> **Challenge**:
Retype the material that follows, keeping every word as it is.

> **Source excerpt**:
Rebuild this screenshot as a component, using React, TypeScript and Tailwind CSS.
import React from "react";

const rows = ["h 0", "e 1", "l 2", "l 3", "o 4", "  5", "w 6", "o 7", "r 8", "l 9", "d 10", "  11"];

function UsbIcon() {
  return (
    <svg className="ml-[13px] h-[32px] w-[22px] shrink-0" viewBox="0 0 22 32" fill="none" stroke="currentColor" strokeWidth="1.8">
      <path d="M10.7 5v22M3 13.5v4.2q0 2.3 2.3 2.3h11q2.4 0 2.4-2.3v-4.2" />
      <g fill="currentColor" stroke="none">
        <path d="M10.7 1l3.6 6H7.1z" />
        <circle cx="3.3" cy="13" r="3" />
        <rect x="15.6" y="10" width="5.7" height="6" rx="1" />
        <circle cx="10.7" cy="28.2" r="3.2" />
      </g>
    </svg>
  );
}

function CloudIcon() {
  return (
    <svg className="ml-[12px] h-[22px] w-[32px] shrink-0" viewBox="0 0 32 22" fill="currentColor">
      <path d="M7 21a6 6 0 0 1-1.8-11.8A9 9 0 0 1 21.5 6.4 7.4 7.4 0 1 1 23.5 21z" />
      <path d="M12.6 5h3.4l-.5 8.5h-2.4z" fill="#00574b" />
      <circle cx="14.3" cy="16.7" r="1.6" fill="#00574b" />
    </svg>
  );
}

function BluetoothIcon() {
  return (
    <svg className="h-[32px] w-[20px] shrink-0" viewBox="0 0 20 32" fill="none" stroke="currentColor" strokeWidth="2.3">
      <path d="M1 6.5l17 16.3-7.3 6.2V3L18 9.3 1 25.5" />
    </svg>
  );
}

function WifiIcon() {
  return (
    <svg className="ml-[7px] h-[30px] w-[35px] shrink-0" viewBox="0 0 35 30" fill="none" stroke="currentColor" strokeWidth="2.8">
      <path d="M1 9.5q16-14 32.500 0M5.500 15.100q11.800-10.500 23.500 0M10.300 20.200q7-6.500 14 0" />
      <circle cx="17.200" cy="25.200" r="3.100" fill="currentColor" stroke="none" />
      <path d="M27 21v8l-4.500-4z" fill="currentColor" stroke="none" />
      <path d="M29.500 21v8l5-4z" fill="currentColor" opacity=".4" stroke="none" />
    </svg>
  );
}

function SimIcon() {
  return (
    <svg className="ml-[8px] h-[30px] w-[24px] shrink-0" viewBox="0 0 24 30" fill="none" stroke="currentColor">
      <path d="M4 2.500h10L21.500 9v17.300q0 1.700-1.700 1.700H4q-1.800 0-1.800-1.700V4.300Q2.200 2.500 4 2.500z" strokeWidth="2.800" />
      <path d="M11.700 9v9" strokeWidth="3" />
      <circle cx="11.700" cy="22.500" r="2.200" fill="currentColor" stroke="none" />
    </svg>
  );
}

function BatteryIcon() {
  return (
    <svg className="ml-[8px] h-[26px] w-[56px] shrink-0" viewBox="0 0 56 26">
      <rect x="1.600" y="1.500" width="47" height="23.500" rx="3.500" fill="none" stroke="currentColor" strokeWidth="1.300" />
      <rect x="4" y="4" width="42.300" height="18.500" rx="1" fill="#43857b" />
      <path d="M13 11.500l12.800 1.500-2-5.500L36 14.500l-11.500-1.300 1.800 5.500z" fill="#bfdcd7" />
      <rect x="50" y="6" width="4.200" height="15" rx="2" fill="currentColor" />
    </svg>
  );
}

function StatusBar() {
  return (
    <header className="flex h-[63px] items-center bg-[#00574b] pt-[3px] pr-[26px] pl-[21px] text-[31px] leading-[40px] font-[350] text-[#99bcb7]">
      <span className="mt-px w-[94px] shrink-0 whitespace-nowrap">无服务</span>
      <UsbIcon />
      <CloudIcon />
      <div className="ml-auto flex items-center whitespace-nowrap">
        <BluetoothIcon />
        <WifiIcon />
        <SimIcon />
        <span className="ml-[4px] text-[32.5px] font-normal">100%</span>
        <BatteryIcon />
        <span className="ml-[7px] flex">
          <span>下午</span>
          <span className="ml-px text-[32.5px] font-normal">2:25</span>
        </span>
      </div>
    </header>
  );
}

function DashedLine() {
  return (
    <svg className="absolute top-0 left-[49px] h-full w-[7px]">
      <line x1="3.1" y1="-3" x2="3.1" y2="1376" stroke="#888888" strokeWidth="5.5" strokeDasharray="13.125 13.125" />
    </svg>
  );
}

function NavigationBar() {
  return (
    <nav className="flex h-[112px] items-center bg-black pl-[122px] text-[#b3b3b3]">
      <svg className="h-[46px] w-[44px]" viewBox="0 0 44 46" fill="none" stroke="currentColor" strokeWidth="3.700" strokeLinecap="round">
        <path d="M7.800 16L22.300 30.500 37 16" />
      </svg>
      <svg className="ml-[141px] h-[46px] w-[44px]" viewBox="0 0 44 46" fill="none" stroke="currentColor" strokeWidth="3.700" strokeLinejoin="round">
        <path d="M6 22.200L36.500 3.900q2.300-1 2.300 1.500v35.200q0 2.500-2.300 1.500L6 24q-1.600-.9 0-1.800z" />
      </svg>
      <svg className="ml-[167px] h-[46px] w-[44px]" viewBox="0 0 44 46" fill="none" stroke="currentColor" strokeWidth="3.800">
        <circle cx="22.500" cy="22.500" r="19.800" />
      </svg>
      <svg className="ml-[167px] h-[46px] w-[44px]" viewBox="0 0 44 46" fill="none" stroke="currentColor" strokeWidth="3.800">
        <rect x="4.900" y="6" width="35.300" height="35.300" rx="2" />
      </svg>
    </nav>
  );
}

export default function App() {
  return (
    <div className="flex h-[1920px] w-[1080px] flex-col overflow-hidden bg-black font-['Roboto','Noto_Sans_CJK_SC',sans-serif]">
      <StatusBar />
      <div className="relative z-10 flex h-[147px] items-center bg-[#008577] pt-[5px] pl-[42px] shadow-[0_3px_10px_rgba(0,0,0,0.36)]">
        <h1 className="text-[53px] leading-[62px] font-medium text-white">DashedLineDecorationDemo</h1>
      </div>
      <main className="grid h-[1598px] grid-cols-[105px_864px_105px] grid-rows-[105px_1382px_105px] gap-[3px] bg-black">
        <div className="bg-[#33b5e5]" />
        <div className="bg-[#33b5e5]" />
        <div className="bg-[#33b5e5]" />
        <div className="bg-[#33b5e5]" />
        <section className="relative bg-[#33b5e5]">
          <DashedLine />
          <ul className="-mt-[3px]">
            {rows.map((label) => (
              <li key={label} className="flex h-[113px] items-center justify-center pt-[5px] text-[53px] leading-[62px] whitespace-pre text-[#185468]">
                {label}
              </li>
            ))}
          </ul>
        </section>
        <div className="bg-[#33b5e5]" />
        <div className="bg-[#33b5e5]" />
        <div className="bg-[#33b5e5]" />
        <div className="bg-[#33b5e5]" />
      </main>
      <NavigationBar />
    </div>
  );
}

> **Result for this exercise**:
Rebuild this screenshot as a component, using React, TypeScript and Tailwind CSS.
import React from "react";

const rows = ["h 0", "e 1", "l 2", "l 3", "o 4", "  5", "w 6", "o 7", "r 8", "l 9", "d 10", "  11"];

function UsbIcon() {
  return (
    <svg className="ml-[13px] h-[32px] w-[22px] shrink-0" viewBox="0 0 22 32" fill="none" stroke="currentColor" strokeWidth="1.8">
      <path d="M10.7 5v22M3 13.5v4.2q0 2.3 2.3 2.3h11q2.4 0 2.4-2.3v-4.2" />
      <g fill="currentColor" stroke="none">
        <path d="M10.7 1l3.6 6H7.1z" />
        <circle cx="3.3" cy="13" r="3" />
        <rect x="15.6" y="10" width="5.7" height="6" rx="1" />
        <circle cx="10.7" cy="28.2" r="3.2" />
      </g>
    </svg>
  );
}

function CloudIcon() {
  return (
    <svg className="ml-[12px] h-[22px] w-[32px] shrink-0" viewBox="0 0 32 22" fill="currentColor">
      <path d="M7 21a6 6 0 0 1-1.8-11.8A9 9 0 0 1 21.5 6.4 7.4 7.4 0 1 1 23.5 21z" />
      <path d="M12.6 5h3.4l-.5 8.5h-2.4z" fill="#00574b" />
      <circle cx="14.3" cy="16.7" r="1.6" fill="#00574b" />
    </svg>
  );
}

function BluetoothIcon() {
  return (
    <svg className="h-[32px] w-[20px] shrink-0" viewBox="0 0 20 32" fill="none" stroke="currentColor" strokeWidth="2.3">
      <path d="M1 6.5l17 16.3-7.3 6.2V3L18 9.3 1 25.5" />
    </svg>
  );
}

function WifiIcon() {
  return (
    <svg className="ml-[7px] h-[30px] w-[35px] shrink-0" viewBox="0 0 35 30" fill="none" stroke="currentColor" strokeWidth="2.8">
      <path d="M1 9.5q16-14 32.500 0M5.500 15.100q11.800-10.500 23.500 0M10.300 20.200q7-6.500 14 0" />
      <circle cx="17.200" cy="25.200" r="3.100" fill="currentColor" stroke="none" />
      <path d="M27 21v8l-4.500-4z" fill="currentColor" stroke="none" />
      <path d="M29.500 21v8l5-4z" fill="currentColor" opacity=".4" stroke="none" />
    </svg>
  );
}

function SimIcon() {
  return (
    <svg className="ml-[8px] h-[30px] w-[24px] shrink-0" viewBox="0 0 24 30" fill="none" stroke="currentColor">
      <path d="M4 2.500h10L21.500 9v17.300q0 1.700-1.700 1.700H4q-1.800 0-1.800-1.700V4.300Q2.200 2.500 4 2.500z" strokeWidth="2.800" />
      <path d="M11.700 9v9" strokeWidth="3" />
      <circle cx="11.700" cy="22.500" r="2.200" fill="currentColor" stroke="none" />
    </svg>
  );
}

function BatteryIcon() {
  return (
    <svg className="ml-[8px] h-[26px] w-[56px] shrink-0" viewBox="0 0 56 26">
      <rect x="1.600" y="1.500" width="47" height="23.500" rx="3.500" fill="none" stroke="currentColor" strokeWidth="1.300" />
      <rect x="4" y="4" width="42.300" height="18.500" rx="1" fill="#43857b" />
      <path d="M13 11.500l12.800 1.500-2-5.500L36 14.500l-11.500-1.300 1.800 5.500z" fill="#bfdcd7" />
      <rect x="50" y="6" width="4.200" height="15" rx="2" fill="currentColor" />
    </svg>
  );
}

function StatusBar() {
  return (
    <header className="flex h-[63px] items-center bg-[#00574b] pt-[3px] pr-[26px] pl-[21px] text-[31px] leading-[40px] font-[350] text-[#99bcb7]">
      <span className="mt-px w-[94px] shrink-0 whitespace-nowrap">无服务</span>
      <UsbIcon />
      <CloudIcon />
      <div className="ml-auto flex items-center whitespace-nowrap">
        <BluetoothIcon />
        <WifiIcon />
        <SimIcon />
        <span className="ml-[4px] text-[32.5px] font-normal">100%</span>
        <BatteryIcon />
        <span className="ml-[7px] flex">
          <span>下午</span>
          <span className="ml-px text-[32.5px] font-normal">2:25</span>
        </span>
      </div>
    </header>
  );
}

function DashedLine() {
  return (
    <svg className="absolute top-0 left-[49px] h-full w-[7px]">
      <line x1="3.1" y1="-3" x2="3.1" y2="1376" stroke="#888888" strokeWidth="5.5" strokeDasharray="13.125 13.125" />
    </svg>
  );
}

function NavigationBar() {
  return (
    <nav className="flex h-[112px] items-center bg-black pl-[122px] text-[#b3b3b3]">
      <svg className="h-[46px] w-[44px]" viewBox="0 0 44 46" fill="none" stroke="currentColor" strokeWidth="3.700" strokeLinecap="round">
        <path d="M7.800 16L22.300 30.500 37 16" />
      </svg>
      <svg className="ml-[141px] h-[46px] w-[44px]" viewBox="0 0 44 46" fill="none" stroke="currentColor" strokeWidth="3.700" strokeLinejoin="round">
        <path d="M6 22.200L36.500 3.900q2.300-1 2.300 1.500v35.200q0 2.500-2.300 1.500L6 24q-1.600-.9 0-1.800z" />
      </svg>
      <svg className="ml-[167px] h-[46px] w-[44px]" viewBox="0 0 44 46" fill="none" stroke="currentColor" strokeWidth="3.800">
        <circle cx="22.500" cy="22.500" r="19.800" />
      </svg>
      <svg className="ml-[167px] h-[46px] w-[44px]" viewBox="0 0 44 46" fill="none" stroke="currentColor" strokeWidth="3.800">
        <rect x="4.900" y="6" width="35.300" height="35.300" rx="2" />
      </svg>
    </nav>
  );
}

export default function App() {
  return (
    <div className="flex h-[1920px] w-[1080px] flex-col overflow-hidden bg-black font-['Roboto','Noto_Sans_CJK_SC',sans-serif]">
      <StatusBar />
      <div className="relative z-10 flex h-[147px] items-center bg-[#008577] pt-[5px] pl-[42px] shadow-[0_3px_10px_rgba(0,0,0,0.36)]">
        <h1 className="text-[53px] leading-[62px] font-medium text-white">DashedLineDecorationDemo</h1>
      </div>
      <main className="grid h-[1598px] grid-cols-[105px_864px_105px] grid-rows-[105px_1382px_105px] gap-[3px] bg-black">
        <div className="bg-[#33b5e5]" />
        <div className="bg-[#33b5e5]" />
        <div className="bg-[#33b5e5]" />
        <div className="bg-[#33b5e5]" />
        <section className="relative bg-[#33b5e5]">
          <DashedLine />
          <ul className="-mt-[3px]">
            {rows.map((label) => (
              <li key={label} className="flex h-[113px] items-center justify-center pt-[5px] text-[53px] leading-[62px] whitespace-pre text-[#185468]">
                {label}
              </li>
            ))}
          </ul>
        </section>
        <div className="bg-[#33b5e5]" />
        <div className="bg-[#33b5e5]" />
        <div className="bg-[#33b5e5]" />
        <div className="bg-[#33b5e5]" />
      </main>
      <NavigationBar />
    </div>
  );
}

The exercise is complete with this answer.